== Data block

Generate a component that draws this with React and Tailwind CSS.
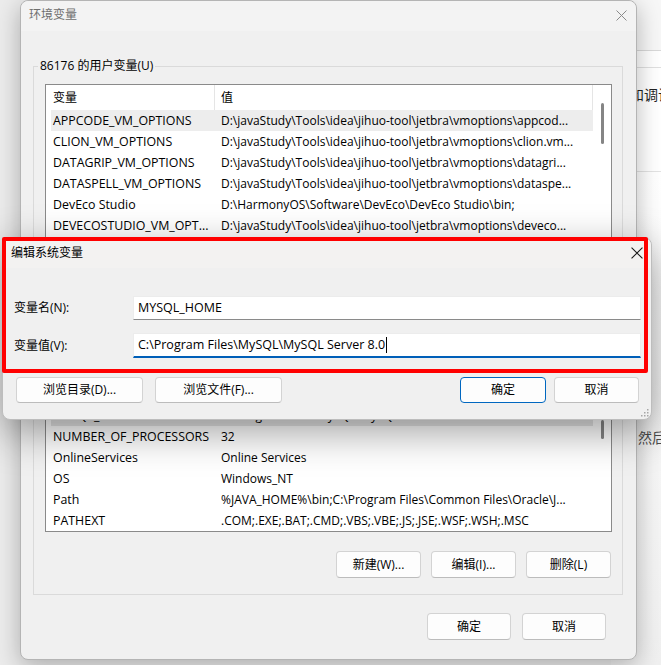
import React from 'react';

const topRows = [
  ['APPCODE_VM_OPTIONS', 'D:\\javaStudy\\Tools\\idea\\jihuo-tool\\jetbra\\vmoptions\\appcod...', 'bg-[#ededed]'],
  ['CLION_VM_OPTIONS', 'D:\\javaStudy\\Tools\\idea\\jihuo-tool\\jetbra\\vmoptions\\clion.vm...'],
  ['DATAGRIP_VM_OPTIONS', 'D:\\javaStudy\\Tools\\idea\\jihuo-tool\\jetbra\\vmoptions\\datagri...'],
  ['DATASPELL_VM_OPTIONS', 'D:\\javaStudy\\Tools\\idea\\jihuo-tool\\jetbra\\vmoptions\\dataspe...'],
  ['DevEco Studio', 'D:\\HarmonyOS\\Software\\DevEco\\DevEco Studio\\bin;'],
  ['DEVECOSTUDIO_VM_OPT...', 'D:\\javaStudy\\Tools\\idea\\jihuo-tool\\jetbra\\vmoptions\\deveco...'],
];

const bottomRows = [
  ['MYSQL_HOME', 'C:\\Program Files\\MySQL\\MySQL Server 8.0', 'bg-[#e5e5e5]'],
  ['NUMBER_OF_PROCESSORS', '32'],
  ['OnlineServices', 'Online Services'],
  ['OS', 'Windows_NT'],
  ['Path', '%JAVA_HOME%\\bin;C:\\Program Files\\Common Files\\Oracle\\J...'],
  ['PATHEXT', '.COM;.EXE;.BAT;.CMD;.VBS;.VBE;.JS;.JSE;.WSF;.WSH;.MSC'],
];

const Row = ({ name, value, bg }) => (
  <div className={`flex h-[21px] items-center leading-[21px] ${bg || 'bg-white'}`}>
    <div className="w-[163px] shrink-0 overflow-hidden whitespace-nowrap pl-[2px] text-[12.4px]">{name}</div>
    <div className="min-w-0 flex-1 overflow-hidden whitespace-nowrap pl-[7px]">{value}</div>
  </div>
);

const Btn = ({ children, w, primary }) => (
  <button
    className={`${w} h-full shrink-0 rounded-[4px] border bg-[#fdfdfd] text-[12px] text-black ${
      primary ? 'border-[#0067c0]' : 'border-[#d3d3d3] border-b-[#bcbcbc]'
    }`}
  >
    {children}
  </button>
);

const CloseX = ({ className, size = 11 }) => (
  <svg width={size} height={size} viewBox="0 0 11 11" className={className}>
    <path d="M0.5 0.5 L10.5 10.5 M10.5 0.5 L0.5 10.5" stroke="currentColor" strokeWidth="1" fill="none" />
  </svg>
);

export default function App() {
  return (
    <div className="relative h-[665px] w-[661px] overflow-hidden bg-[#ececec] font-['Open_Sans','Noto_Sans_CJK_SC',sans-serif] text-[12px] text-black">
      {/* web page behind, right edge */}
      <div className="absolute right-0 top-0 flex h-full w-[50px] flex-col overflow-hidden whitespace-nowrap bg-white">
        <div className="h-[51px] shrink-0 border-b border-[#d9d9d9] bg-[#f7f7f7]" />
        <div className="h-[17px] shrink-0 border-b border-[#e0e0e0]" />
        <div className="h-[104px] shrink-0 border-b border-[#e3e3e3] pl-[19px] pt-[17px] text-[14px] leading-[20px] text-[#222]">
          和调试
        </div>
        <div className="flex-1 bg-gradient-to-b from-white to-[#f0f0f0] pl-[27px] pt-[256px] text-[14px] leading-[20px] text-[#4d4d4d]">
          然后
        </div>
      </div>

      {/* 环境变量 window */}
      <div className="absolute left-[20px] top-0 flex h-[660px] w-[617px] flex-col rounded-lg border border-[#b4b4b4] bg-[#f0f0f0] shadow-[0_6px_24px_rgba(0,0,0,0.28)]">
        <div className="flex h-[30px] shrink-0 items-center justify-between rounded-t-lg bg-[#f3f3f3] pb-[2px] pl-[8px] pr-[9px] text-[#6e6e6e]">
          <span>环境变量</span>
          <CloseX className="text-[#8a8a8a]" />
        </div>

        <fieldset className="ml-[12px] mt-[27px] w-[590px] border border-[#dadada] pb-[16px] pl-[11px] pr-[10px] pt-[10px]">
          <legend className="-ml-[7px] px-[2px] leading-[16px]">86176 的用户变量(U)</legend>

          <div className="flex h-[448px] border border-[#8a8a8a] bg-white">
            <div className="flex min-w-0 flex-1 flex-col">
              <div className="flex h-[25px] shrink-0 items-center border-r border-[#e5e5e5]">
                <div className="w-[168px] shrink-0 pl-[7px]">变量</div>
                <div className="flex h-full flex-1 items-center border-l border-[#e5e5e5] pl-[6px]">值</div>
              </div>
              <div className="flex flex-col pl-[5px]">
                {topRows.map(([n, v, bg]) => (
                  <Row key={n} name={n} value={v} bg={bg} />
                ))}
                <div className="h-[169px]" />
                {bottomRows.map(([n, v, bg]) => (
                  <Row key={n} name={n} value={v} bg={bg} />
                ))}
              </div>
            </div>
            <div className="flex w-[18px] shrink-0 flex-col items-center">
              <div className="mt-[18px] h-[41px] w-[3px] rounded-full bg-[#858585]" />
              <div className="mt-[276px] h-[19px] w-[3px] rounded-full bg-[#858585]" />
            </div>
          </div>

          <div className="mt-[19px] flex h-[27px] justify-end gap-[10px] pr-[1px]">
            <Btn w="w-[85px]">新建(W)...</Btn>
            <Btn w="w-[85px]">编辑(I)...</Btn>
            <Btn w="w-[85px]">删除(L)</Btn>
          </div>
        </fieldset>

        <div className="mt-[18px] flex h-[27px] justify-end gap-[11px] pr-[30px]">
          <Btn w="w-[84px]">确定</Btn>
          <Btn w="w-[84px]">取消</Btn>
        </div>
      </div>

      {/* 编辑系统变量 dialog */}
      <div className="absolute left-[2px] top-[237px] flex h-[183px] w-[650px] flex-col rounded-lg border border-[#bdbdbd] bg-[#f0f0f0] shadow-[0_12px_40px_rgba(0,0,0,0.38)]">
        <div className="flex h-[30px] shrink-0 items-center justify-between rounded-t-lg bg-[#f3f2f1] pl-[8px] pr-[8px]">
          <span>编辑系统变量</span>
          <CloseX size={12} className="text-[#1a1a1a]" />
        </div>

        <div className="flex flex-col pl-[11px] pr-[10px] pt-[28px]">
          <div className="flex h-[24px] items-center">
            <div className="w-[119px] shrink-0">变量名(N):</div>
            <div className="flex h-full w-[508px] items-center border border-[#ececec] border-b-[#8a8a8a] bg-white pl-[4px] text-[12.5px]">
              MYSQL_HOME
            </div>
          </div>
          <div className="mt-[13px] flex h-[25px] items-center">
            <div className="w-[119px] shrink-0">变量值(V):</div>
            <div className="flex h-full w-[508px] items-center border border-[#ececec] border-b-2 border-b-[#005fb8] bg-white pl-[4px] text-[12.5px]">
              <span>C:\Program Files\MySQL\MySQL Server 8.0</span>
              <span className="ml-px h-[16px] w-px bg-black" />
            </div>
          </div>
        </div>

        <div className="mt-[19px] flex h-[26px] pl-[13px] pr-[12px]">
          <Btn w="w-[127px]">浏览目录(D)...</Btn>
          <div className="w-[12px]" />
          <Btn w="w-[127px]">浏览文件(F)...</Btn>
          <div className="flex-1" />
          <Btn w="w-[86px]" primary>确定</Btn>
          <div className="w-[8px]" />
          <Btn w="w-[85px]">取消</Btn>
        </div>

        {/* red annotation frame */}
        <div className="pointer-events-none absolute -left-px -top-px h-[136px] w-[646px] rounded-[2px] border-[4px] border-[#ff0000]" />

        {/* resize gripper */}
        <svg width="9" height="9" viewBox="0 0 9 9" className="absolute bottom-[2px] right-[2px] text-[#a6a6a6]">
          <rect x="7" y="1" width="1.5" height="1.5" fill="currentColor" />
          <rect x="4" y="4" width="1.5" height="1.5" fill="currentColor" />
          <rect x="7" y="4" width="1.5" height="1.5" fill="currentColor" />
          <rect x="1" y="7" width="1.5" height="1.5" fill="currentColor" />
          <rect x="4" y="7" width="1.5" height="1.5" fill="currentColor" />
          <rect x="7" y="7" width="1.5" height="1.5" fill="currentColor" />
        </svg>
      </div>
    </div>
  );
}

====

→ Aim:
Please quote the lines of the material, beginning with the first and ending with the one that contains "import React from 'react';", exactly as written and without any pictures.

→ Correct answer:
Generate a component that draws this with React and Tailwind CSS.
import React from 'react';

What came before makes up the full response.